Federal Court

Employment Insurance

Irrelevant referees found applicant did not knowinglygive inaccurate information

Applicant was employed by British Columbia labour contracting firm until 1997 lay-off. Following applicant’s lay-off, firm was investigated by Employment Insurance Commission and Canada Revenue Agency. Investigation led to recalculation of claims and imposition of penalties. Seventy-six labourers, including applicant, appealed EIC’s insurability ruling to Tax Court. Applicant appealed penalties imposed by commission to Board of Referees. Referees allowed applicant’s appeal against penalty imposed for making false or misleading statements. Relying on referee’s favourable decision, applicant requested commission write-off benefits overpayment resulting from firm’s errors. Commission refused request, on basis applicant was responsible for error stated in benefits application. Applicant requested judicial review. Application dismissed. Section 56 of Employment Insurance Regulations (Can.), applied. No dispute applicant’s application for benefits contained error with respect to duration of employment.
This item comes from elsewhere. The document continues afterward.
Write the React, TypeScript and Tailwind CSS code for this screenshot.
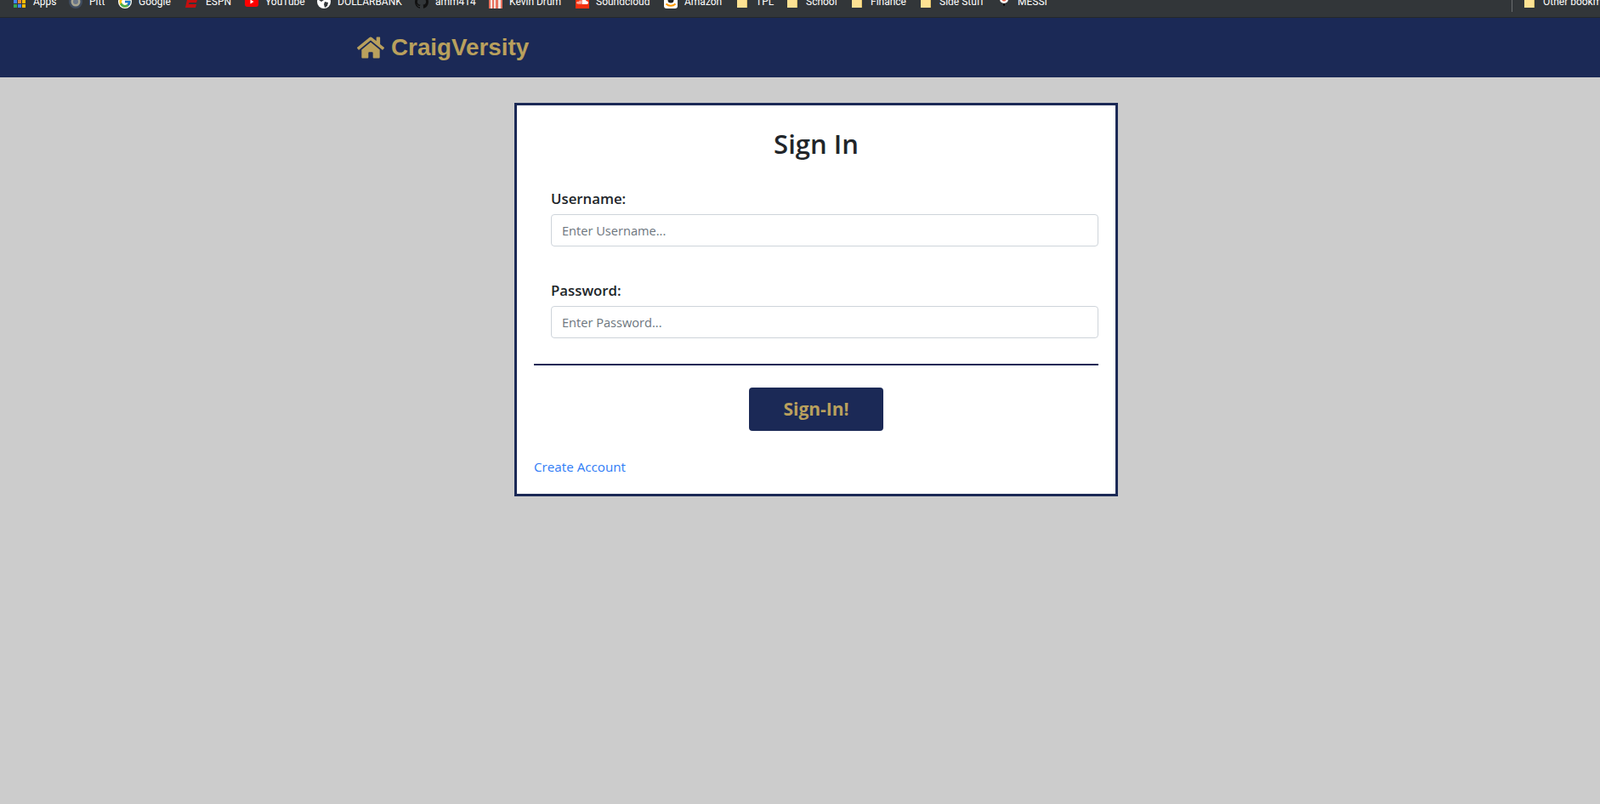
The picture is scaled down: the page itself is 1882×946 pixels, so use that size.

Parliament’s clear intention to place full responsibility for error or misrepresentation on benefits application on applicant. Irrelevant that referees found applicant did not knowingly give inaccurate information. Applicant’s failure to correct employer’s error on record of employment gave rise to overpayment of benefits. Had applicant submitted correct information, investigation would have revealed employer’s error and overpayment would not have occurred.

Mangat v. Canada (Attorney General) (Dec. 3, 2012, F.C., Douglas R. Campbell J., File No. T-1026-10, T-1027-10, T-1028-10, T-1030-10, T-1031-10) 225 A.C.W.S. (3d) 717.